[START]

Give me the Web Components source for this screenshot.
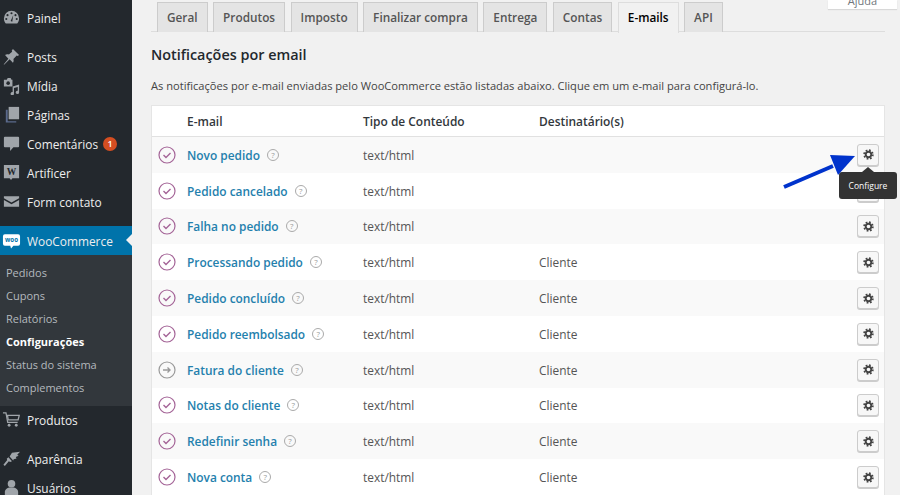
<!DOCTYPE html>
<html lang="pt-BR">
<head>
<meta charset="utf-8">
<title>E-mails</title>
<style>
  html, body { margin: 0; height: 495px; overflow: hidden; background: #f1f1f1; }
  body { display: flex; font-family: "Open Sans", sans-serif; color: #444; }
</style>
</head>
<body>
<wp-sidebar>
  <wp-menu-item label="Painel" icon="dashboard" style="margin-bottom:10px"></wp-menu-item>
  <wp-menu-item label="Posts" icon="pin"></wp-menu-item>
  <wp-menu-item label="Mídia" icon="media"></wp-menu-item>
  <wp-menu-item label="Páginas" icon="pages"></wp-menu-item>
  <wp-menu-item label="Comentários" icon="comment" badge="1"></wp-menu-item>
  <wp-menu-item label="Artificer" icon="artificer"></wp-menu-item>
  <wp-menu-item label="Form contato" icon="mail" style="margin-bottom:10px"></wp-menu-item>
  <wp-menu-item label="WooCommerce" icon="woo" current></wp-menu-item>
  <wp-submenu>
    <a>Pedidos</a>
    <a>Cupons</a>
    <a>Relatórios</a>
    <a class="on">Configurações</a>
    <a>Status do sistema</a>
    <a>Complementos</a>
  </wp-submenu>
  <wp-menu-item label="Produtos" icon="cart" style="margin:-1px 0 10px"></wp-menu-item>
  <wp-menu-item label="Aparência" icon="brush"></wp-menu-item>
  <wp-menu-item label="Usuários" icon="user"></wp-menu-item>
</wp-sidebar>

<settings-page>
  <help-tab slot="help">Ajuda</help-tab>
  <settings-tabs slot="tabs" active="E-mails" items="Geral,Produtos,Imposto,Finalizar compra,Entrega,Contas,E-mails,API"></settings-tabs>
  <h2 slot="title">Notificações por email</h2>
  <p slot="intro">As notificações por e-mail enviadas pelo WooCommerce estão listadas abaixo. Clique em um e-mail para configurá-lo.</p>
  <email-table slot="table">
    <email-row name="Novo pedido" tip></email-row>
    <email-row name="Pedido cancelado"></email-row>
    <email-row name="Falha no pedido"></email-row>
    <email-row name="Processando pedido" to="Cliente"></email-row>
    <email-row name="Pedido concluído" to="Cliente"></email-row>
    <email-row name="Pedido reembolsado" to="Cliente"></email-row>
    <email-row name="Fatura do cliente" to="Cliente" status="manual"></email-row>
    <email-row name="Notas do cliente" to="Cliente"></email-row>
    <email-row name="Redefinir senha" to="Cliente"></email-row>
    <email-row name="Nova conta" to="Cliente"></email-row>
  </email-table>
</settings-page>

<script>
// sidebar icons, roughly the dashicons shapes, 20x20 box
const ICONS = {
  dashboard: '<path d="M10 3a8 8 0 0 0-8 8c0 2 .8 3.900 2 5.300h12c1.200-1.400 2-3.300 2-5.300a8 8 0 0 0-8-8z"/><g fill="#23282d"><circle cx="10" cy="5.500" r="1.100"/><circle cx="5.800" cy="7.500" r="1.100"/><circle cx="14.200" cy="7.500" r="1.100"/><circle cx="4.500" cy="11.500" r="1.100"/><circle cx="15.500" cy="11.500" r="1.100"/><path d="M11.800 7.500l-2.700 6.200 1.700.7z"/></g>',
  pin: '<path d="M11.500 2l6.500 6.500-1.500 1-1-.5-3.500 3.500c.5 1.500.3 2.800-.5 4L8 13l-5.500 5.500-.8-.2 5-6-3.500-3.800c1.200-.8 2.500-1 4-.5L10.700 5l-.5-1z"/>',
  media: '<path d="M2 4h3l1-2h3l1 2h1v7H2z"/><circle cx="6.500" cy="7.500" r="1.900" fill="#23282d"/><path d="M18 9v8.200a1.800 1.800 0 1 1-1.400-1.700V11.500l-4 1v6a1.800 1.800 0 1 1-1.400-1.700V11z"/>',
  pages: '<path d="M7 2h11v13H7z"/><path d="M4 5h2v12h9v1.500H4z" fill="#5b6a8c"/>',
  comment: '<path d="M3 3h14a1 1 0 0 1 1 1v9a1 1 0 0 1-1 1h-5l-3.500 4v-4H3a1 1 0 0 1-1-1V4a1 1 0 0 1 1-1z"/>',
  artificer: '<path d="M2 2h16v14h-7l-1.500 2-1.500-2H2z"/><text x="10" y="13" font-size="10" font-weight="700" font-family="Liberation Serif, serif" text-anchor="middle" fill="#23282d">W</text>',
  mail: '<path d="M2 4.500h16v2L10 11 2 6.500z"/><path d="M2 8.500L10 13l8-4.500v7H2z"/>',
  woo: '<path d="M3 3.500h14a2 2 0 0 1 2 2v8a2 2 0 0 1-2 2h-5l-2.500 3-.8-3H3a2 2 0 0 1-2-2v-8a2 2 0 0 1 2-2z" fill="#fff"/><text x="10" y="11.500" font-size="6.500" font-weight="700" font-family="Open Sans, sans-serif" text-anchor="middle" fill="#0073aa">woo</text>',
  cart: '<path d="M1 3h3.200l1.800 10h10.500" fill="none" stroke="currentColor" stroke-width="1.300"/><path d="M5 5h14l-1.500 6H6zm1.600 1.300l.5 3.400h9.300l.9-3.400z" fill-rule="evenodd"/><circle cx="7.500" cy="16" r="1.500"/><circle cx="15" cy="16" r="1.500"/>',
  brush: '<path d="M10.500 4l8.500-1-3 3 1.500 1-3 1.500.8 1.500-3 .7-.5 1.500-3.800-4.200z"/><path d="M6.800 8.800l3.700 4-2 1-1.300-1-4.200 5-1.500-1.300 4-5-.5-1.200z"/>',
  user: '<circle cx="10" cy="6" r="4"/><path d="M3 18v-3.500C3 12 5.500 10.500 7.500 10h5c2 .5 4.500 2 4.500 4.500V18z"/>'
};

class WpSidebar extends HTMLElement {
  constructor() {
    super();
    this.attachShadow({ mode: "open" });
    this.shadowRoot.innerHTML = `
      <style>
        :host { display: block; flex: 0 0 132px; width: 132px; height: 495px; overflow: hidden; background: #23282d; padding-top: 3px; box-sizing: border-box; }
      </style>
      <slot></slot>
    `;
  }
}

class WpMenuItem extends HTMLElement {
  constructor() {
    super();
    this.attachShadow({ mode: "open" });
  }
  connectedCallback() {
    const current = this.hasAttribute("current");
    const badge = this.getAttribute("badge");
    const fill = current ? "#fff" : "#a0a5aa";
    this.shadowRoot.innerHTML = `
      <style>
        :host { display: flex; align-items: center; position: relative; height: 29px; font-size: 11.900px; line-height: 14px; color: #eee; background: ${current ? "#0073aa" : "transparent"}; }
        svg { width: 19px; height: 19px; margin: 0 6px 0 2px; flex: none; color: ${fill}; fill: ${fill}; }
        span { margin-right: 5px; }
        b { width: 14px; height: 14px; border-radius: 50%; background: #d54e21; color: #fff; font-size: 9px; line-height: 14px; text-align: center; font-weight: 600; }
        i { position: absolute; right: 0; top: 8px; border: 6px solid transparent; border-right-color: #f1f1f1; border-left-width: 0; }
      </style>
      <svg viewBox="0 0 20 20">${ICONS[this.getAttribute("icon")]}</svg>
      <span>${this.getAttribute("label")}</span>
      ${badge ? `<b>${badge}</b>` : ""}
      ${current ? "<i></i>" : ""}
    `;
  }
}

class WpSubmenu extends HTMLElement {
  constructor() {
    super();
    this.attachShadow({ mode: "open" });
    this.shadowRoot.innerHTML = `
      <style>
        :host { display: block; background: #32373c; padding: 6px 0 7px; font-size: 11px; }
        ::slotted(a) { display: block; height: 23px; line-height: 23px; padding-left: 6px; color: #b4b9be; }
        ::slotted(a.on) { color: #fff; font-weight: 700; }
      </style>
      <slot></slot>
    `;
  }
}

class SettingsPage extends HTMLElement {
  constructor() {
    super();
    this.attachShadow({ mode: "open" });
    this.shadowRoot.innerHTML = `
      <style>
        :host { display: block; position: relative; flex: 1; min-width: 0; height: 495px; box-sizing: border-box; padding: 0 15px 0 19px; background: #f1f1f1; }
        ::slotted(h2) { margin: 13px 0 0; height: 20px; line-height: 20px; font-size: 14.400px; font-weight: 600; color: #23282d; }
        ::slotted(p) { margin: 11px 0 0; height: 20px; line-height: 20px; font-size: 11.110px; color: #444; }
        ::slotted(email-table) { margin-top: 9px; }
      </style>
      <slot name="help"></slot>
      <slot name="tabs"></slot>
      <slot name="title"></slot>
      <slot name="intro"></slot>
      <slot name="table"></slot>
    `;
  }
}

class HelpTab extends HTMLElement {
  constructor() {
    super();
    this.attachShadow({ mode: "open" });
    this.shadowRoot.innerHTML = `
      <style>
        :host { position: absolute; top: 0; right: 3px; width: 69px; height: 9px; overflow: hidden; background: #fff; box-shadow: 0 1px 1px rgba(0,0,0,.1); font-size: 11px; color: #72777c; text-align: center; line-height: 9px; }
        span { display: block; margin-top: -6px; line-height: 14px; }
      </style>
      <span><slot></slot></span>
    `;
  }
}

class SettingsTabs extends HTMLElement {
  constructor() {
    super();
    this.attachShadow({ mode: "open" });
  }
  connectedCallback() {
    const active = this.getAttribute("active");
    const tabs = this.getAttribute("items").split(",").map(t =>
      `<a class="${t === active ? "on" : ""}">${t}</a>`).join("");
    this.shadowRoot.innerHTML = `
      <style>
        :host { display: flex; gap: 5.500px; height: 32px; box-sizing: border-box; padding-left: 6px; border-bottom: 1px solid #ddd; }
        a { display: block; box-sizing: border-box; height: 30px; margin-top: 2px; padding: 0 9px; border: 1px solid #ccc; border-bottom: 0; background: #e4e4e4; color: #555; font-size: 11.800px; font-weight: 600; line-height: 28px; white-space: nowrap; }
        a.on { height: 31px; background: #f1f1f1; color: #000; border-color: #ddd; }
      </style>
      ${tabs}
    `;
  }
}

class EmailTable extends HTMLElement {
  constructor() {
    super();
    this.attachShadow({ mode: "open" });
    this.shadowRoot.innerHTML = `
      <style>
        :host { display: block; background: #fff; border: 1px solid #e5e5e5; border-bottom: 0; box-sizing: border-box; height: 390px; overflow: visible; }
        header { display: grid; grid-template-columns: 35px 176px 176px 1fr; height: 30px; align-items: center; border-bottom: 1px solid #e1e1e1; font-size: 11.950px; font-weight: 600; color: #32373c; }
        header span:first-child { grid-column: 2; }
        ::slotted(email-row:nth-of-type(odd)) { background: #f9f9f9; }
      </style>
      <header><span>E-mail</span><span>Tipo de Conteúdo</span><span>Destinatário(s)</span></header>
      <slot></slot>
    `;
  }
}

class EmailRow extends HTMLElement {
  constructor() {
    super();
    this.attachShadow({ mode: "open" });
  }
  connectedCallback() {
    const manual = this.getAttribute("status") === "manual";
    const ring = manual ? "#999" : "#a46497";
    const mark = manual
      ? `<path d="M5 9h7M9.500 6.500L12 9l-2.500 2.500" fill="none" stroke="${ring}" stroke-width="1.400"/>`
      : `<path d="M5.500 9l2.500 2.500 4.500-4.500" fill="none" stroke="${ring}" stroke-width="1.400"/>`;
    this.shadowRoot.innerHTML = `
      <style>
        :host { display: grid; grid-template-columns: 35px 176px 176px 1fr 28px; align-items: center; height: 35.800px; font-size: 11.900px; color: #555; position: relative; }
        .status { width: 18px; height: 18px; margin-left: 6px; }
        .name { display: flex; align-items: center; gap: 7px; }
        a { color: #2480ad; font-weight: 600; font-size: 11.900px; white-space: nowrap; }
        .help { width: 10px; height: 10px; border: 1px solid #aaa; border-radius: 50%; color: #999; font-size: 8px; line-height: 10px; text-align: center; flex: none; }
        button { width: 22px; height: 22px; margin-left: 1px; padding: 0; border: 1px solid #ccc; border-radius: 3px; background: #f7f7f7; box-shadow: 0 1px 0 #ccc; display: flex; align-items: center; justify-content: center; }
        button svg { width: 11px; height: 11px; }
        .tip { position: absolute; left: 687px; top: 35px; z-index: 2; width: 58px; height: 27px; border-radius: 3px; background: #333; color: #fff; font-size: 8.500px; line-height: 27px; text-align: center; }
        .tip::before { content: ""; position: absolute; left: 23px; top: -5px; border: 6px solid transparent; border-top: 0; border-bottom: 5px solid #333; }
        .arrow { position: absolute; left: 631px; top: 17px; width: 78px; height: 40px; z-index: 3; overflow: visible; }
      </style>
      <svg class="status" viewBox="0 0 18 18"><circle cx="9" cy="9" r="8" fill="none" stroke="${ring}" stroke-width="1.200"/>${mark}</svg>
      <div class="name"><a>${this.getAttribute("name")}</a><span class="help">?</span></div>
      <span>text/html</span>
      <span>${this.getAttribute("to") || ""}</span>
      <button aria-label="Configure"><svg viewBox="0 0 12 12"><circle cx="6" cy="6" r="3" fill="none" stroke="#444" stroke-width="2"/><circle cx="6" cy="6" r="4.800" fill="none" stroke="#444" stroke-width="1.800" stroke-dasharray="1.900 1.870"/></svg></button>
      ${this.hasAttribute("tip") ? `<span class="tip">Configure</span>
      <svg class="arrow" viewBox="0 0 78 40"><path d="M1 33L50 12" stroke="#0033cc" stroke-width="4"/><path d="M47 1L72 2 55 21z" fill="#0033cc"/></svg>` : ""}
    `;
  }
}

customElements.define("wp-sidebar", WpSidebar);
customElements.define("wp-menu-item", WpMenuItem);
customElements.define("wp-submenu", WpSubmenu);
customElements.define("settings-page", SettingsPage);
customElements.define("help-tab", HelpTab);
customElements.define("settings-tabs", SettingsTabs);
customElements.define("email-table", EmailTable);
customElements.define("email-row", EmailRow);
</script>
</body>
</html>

[END]

# Set task
Pictures stay out. Print the data exactly, from its first line through the line containing "</wp-sidebar>".

# Written answer
Give me the Web Components source for this screenshot.
<!DOCTYPE html>
<html lang="pt-BR">
<head>
<meta charset="utf-8">
<title>E-mails</title>
<style>
  html, body { margin: 0; height: 495px; overflow: hidden; background: #f1f1f1; }
  body { display: flex; font-family: "Open Sans", sans-serif; color: #444; }
</style>
</head>
<body>
<wp-sidebar>
  <wp-menu-item label="Painel" icon="dashboard" style="margin-bottom:10px"></wp-menu-item>
  <wp-menu-item label="Posts" icon="pin"></wp-menu-item>
  <wp-menu-item label="Mídia" icon="media"></wp-menu-item>
  <wp-menu-item label="Páginas" icon="pages"></wp-menu-item>
  <wp-menu-item label="Comentários" icon="comment" badge="1"></wp-menu-item>
  <wp-menu-item label="Artificer" icon="artificer"></wp-menu-item>
  <wp-menu-item label="Form contato" icon="mail" style="margin-bottom:10px"></wp-menu-item>
  <wp-menu-item label="WooCommerce" icon="woo" current></wp-menu-item>
  <wp-submenu>
    <a>Pedidos</a>
    <a>Cupons</a>
    <a>Relatórios</a>
    <a class="on">Configurações</a>
    <a>Status do sistema</a>
    <a>Complementos</a>
  </wp-submenu>
  <wp-menu-item label="Produtos" icon="cart" style="margin:-1px 0 10px"></wp-menu-item>
  <wp-menu-item label="Aparência" icon="brush"></wp-menu-item>
  <wp-menu-item label="Usuários" icon="user"></wp-menu-item>
</wp-sidebar>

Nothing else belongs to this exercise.